Cooking places become showcases

By Gillian Drummond
Special to the Arizona Daily Star
Tucson, Arizona | Published: 06.29.2008
They say all the best parties end up in the kitchen. And, with all the money we're spending on our kitchens, it makes sense we want to not only hang out in them more, but show them off to guests.
"Fifty years ago, the kitchen was considered almost like a bathroom. It was the ugly room of the house," says Bob Elkins, president of Southwest Kitchen and Bath. "Today it's very much the gathering place."
So, to cater to dining guests, casual visitors, and homeowners themselves, kitchen companies here are installing alternative eating spaces. Gone are the standard tables and chairs, to make way for dining nooks and banquettes. Countertops and islands are being extended or given an extra, higher level to accommodate a few diners on barstools.
When it came to designing their dream home, Cece and Larry Blankenship didn't even factor a traditional eating space into their plans. Instead, they designed their kitchen with a two-tiered island and — linking the kitchen and great room — a large bar.
And these, says Cece, are their favored places to eat. They have breakfast at the island, evening meals at the bar, and it's where they feed their guests, too. Together the two spaces can accommodate seven to 10 guests.

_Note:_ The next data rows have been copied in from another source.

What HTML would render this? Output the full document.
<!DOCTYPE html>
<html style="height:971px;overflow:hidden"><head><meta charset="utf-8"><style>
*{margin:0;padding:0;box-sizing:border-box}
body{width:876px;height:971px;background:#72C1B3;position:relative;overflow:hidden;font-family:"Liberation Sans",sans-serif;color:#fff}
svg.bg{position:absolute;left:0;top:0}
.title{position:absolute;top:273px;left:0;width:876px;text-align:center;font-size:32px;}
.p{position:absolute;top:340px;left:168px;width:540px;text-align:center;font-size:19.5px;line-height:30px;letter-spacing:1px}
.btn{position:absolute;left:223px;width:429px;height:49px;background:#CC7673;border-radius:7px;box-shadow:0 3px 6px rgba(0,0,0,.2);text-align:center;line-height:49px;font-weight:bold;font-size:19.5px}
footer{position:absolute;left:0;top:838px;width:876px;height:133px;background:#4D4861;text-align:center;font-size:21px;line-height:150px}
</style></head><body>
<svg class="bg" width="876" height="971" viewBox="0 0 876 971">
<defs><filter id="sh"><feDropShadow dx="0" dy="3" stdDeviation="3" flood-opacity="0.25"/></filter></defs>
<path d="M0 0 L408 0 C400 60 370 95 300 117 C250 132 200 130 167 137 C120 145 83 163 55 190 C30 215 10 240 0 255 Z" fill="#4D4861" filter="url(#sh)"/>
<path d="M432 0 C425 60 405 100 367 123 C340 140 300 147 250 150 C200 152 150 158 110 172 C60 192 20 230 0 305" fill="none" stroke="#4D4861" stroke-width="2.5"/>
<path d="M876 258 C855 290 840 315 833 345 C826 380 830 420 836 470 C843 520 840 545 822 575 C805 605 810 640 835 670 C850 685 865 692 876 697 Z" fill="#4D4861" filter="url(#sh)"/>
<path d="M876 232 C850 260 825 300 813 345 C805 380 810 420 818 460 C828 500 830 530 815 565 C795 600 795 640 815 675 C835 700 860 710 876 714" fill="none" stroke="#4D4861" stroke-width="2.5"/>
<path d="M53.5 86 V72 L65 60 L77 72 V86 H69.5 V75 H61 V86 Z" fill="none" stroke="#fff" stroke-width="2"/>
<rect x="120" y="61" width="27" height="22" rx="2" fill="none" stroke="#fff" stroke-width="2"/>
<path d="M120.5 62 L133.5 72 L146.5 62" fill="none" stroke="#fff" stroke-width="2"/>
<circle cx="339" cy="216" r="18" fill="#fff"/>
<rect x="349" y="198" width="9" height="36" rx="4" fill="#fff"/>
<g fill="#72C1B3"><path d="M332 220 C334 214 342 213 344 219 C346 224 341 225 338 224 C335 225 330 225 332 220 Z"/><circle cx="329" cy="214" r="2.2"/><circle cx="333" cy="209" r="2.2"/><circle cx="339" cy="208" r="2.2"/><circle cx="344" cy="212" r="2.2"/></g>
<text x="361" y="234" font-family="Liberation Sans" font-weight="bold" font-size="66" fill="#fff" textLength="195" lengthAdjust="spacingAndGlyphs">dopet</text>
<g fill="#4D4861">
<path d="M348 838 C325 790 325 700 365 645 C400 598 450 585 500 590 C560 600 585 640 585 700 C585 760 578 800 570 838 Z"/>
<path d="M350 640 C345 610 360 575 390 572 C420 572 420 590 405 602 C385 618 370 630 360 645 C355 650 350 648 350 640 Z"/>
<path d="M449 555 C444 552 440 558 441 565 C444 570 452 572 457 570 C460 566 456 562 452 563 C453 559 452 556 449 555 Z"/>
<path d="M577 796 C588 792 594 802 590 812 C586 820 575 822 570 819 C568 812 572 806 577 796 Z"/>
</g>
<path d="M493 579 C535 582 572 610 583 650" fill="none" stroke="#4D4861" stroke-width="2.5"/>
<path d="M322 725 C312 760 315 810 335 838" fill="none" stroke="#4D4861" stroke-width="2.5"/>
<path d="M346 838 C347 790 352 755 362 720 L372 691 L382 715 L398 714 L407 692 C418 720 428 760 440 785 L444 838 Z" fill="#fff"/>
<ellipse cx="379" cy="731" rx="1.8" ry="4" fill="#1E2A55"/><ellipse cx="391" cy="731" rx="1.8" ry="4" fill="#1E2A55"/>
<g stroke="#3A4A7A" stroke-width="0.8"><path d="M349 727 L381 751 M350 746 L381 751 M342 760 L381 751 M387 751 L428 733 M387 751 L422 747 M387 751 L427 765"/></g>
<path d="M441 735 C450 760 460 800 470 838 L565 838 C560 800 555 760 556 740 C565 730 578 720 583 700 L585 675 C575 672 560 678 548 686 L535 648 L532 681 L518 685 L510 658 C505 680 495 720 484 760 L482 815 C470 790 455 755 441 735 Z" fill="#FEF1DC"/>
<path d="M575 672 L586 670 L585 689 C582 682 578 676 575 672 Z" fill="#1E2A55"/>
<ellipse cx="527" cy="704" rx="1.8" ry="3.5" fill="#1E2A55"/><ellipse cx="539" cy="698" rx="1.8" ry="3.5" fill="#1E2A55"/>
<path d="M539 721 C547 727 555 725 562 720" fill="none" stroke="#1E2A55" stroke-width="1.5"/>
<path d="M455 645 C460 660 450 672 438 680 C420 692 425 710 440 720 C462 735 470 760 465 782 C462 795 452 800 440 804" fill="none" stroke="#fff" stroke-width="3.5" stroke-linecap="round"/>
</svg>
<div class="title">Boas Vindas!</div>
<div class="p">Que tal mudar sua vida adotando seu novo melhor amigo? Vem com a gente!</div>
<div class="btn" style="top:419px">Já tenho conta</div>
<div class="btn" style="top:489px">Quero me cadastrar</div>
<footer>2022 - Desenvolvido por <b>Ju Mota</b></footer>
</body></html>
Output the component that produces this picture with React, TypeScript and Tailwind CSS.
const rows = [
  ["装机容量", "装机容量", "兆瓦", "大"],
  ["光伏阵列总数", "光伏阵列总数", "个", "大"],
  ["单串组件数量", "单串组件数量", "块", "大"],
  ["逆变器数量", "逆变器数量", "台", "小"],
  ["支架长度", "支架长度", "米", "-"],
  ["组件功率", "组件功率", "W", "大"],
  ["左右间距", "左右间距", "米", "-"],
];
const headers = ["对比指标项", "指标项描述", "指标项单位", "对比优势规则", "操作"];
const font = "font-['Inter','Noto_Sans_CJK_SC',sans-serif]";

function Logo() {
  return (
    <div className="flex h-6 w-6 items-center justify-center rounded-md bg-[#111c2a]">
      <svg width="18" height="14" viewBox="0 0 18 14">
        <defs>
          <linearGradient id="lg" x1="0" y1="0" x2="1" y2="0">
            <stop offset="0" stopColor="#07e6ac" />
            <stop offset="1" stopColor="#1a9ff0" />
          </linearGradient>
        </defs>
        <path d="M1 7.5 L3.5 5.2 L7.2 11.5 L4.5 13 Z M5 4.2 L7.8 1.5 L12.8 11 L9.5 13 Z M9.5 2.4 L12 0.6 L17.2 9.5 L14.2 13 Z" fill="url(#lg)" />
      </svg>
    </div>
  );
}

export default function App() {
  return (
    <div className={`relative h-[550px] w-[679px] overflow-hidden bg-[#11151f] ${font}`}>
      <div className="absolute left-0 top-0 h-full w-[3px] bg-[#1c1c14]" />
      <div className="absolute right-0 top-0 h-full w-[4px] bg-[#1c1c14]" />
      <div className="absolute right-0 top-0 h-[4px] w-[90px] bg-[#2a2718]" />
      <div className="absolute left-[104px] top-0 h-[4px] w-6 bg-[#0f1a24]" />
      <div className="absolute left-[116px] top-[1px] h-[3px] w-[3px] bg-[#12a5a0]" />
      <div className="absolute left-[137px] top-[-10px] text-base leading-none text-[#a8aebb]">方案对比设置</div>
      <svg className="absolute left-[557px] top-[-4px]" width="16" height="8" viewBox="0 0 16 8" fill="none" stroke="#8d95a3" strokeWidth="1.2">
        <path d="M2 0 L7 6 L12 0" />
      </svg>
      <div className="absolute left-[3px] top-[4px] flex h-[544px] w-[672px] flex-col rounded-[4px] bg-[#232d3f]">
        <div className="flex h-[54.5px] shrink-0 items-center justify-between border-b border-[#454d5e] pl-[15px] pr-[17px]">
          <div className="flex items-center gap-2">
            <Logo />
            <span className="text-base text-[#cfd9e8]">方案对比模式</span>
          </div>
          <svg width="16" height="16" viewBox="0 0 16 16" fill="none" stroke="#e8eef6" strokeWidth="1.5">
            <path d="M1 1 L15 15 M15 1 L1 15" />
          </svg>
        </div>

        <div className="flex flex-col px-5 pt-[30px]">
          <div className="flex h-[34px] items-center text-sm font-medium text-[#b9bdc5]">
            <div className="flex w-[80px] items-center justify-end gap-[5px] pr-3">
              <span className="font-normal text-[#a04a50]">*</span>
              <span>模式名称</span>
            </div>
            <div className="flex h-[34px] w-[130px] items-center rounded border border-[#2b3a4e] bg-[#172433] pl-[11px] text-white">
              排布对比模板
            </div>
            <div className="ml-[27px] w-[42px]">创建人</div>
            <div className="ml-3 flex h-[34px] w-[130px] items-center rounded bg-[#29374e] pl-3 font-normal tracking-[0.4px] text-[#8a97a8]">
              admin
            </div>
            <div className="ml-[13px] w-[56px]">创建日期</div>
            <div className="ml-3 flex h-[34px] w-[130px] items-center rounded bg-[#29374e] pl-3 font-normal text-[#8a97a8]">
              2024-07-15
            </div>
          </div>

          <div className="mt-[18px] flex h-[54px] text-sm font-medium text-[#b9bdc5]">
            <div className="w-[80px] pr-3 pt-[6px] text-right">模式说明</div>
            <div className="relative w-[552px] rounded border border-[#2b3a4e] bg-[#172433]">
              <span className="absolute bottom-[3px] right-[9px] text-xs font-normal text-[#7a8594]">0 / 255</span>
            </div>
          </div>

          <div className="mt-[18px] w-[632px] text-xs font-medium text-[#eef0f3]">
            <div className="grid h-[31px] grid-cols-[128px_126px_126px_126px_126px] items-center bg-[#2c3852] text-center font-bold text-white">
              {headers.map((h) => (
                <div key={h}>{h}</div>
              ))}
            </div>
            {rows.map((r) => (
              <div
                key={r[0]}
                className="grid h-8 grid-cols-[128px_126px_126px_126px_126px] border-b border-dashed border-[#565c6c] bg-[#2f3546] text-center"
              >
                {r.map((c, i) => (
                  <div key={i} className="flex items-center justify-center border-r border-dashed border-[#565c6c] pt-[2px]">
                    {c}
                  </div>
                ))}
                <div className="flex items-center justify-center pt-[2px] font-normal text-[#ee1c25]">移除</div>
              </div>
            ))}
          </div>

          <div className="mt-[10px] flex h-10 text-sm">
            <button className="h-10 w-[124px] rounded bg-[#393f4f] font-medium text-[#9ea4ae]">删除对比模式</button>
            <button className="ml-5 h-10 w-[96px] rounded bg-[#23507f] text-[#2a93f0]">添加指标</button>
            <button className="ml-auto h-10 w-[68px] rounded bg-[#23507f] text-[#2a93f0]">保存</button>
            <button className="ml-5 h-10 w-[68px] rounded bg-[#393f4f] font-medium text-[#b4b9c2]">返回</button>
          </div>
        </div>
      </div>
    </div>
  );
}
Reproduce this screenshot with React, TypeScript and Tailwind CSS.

"I just didn't want a kitchen table," says Cece, who used Southwest Kitchen and Bath. "We do a lot of entertaining and my family enjoys the cocktail hour. They come over and they like to wander and mingle."
Elizabeth Spengler, president of kitchen specialist Dorado Designs, says banquettes have moved on from the "hard bench seat and table" of a couple of decades ago to upholstered, comfortable seating that lends itself not only to eating but watching TV, chatting and reading the newspaper.
At the Spengler home — which features a glorious farmhouse-style kitchen — even though they have a formal dining table, the favored place for eating has become the dining nook with banquette seating, which boasts its own built-in TV, stereo and coffee-making station.
"I end up using that because it's cozy and it's just comfortable," says Spengler.
Another trend she is witnessing is pub-style tables, higher than the regular height and inspired, she says, by what we're seeing in restaurants. Spengler has one in her great room. "We call it our pizza table. We have a drink and pizza at it."
So where does all this leave the poor dining room?
Designers say they're either being ignored altogether or exalted into ultra-formal areas. Chris Coffee, owner of Coffee Kitchens, says he's seeing dining rooms become "almost a piece of artwork that nobody touches" — places that are used rarely and for very formal occasions.